Why Flex83 Stands Out
You may have looked at a lot of AIoT platforms. Here's why Flex83 is different:
- Speed: 3-6 weeks to market vs. 18+ months for custom development. In a competitive space, that's enormous.
- Cost: 1/6th the price of custom development. That changes the equation from "can we afford this?" to "can we afford not to do this?"
- Flexibility: Cloud-agnostic. You're not locked into one vendor's platform or roadmap.
- Ownership: Your solution belongs to your company. You own the IP. You can modify it, enhance it, integrate it however you need.
For OEMs specifically: You can add predictive capabilities to your assets. Suddenly you're not just selling machines—you're selling reliability and performance. That's a different business model. Premium pricing becomes possible.
Here's a better comparison to alternatives:
- Custom development takes forever, costs millions, and creates ongoing maintenance burden.
- Legacy platforms are inflexible, expensive to license, and slow to innovate.
- Flex83 splits the difference—you get customization and ownership without the timeline and cost of full custom development.
The Honest Truth About Implementation
Here's what we must not forget to mention: there is no magic to how we build our AIoT platform.
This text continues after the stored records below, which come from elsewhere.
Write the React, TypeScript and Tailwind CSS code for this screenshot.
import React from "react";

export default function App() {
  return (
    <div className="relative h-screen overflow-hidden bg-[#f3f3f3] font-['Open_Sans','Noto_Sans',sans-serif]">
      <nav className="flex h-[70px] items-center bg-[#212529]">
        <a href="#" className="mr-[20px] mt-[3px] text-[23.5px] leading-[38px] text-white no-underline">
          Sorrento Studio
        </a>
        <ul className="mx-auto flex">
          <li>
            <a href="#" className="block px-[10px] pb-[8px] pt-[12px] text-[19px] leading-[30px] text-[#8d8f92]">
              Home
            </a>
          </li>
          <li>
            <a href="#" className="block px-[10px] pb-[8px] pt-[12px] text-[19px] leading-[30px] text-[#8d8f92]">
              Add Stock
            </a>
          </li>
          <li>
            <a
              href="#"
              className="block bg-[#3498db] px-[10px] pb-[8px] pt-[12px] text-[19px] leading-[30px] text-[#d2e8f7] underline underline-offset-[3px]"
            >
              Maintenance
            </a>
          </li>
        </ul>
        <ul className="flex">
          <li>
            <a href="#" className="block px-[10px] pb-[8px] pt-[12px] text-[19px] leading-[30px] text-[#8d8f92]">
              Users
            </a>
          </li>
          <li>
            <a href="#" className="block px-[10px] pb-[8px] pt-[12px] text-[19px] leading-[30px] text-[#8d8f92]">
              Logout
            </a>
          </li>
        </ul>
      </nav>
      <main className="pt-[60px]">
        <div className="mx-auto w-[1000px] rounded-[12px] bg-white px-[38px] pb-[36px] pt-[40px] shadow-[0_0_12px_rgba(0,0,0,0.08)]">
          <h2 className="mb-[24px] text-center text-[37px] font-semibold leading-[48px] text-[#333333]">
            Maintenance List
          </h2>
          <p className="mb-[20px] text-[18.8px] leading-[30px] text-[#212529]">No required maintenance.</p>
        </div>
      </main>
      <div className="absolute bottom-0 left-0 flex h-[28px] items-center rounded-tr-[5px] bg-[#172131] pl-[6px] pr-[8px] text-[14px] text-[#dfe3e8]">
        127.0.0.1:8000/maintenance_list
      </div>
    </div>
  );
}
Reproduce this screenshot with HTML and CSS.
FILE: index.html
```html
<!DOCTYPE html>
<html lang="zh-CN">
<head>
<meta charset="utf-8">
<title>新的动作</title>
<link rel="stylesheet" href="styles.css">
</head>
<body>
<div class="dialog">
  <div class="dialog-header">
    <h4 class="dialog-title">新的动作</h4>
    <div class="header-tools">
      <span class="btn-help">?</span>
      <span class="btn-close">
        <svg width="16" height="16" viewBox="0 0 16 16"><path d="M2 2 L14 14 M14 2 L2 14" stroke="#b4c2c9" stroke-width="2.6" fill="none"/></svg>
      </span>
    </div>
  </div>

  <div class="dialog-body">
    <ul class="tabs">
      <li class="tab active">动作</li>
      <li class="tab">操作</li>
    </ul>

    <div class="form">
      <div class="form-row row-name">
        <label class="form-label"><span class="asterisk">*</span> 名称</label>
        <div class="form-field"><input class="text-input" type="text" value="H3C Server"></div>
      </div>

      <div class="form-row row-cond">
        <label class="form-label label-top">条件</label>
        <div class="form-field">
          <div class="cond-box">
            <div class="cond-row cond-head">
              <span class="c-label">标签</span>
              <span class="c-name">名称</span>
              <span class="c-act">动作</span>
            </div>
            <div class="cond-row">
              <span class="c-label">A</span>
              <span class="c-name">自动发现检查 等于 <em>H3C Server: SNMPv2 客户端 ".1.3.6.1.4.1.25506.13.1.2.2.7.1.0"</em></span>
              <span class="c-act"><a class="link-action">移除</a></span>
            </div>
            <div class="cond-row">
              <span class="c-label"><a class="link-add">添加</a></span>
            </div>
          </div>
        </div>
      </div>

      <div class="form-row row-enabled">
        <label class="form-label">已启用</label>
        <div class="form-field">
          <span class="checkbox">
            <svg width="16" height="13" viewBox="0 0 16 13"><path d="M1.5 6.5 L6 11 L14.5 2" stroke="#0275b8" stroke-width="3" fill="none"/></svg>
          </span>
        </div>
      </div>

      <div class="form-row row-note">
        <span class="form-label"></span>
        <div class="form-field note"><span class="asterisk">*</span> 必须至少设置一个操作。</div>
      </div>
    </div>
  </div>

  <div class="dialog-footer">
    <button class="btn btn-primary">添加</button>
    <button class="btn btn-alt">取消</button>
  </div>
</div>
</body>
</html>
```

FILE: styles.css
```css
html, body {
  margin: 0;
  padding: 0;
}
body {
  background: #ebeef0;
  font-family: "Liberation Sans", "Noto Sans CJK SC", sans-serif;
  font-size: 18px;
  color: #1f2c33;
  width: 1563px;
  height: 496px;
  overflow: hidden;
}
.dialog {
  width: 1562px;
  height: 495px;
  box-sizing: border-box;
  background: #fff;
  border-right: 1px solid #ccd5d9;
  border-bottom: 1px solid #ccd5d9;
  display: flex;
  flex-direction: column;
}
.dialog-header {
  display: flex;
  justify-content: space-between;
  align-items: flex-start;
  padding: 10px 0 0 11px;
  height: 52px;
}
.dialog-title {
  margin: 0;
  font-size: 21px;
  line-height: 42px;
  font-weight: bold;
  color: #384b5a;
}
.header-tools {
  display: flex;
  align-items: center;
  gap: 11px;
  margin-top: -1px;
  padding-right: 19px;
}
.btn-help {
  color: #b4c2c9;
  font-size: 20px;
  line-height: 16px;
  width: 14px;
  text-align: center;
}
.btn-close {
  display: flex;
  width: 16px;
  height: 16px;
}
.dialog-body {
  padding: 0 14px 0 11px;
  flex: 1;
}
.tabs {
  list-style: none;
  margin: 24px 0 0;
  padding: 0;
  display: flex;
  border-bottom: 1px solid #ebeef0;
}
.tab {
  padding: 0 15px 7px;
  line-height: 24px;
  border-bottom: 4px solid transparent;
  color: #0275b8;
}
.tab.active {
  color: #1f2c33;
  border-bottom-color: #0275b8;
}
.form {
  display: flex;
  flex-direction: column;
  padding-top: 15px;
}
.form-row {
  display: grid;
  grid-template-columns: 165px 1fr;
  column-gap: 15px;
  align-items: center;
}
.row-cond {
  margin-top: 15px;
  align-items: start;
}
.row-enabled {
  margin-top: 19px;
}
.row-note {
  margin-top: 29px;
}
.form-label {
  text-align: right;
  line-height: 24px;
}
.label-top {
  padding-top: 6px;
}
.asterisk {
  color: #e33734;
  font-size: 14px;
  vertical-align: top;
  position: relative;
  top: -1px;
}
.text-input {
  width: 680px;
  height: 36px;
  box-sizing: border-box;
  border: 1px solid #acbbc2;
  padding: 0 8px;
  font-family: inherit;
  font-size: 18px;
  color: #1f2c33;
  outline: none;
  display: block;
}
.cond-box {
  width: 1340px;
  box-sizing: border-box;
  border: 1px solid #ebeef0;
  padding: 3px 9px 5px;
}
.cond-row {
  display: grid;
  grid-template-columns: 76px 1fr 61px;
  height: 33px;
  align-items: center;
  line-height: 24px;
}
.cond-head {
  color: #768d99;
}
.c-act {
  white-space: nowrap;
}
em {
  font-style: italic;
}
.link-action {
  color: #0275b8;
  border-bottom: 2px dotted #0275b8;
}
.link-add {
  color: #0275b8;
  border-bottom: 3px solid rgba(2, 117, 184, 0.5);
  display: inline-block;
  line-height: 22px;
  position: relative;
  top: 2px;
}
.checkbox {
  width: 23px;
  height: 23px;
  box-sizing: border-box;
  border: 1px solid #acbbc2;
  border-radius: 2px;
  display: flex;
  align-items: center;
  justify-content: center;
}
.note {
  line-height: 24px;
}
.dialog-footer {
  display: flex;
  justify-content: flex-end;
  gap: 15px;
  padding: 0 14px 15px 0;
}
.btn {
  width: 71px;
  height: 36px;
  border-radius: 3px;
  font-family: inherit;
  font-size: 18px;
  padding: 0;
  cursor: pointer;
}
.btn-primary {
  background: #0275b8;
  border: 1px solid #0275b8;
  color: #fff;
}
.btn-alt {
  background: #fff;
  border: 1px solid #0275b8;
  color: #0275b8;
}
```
It requires work. You need to commit resources. You need to tune the system. You need to get your team trained and aligned. But—and this is important—it's not some overwhelming undertaking that requires complete organizational overhaul.
The phased approach we described earlier works because you're proving value incrementally. After the pilot, your leadership sees real results. That changes the conversation from "should we do this?" to "how fast can we scale this?"
The technical implementation is the easy part. The organizational change piece—getting teams to think in terms of data and prediction instead of reaction and repair—that takes attention but isn't complicated. Most maintenance teams actually embrace it once they see it working.
The one thing we would caution against: don't try to boil the ocean in month one. Pick your most painful critical asset, deploy there, prove it works, then expand.
What This Means for You
If you're reading this, you're probably one of three people:
Option 1: You're an operations leader frustrated by reactive maintenance and its constant crises. You know something has to change.
Option 2: You're an OEM looking to differentiate in an increasingly commoditized market. You know your customers want reliability, not just equipment.
Option 3: You're a finance leader looking at maintenance budgets and wondering why they keep growing while results don't improve.
Whoever you are, the fundamental opportunity is the same: the companies that solve this problem now will have a significant competitive advantage over the next 5-10 years.
Predictive maintenance isn't new conceptually. But it's finally accessible practically. The technology works. The ROI is proven. The time to implement is reasonable.
In Conclusion
The shift from reactive to predictive maintenance isn’t just a technological evolution—it’s a strategic necessity. As downtime costs, customer expectations, and competitive pressures rise, organizations can’t afford to rely on outdated maintenance models. Predictive maintenance transforms maintenance from a cost center into a value driver, turning data into foresight and foresight into tangible business results.
Flex83 makes that transformation achievable—quickly, affordably, and at scale. Its AIoT architecture empowers industrial enterprises and OEMs alike to build Industrial IoT solutions that predict, prevent, and optimize in real time. With pre-built microservices, cloud-agnostic deployment, and a rapid implementation cycle, Flex83 eliminates the barriers that once made predictive maintenance inaccessible.
Whether the goal is to extend asset lifespan, unlock new revenue streams, or deliver higher service reliability, Flex83 gives you the tools to do it—without years of development or vendor lock-in. The result is a future where assets are smarter, operations are steadier, and performance is fully under your control.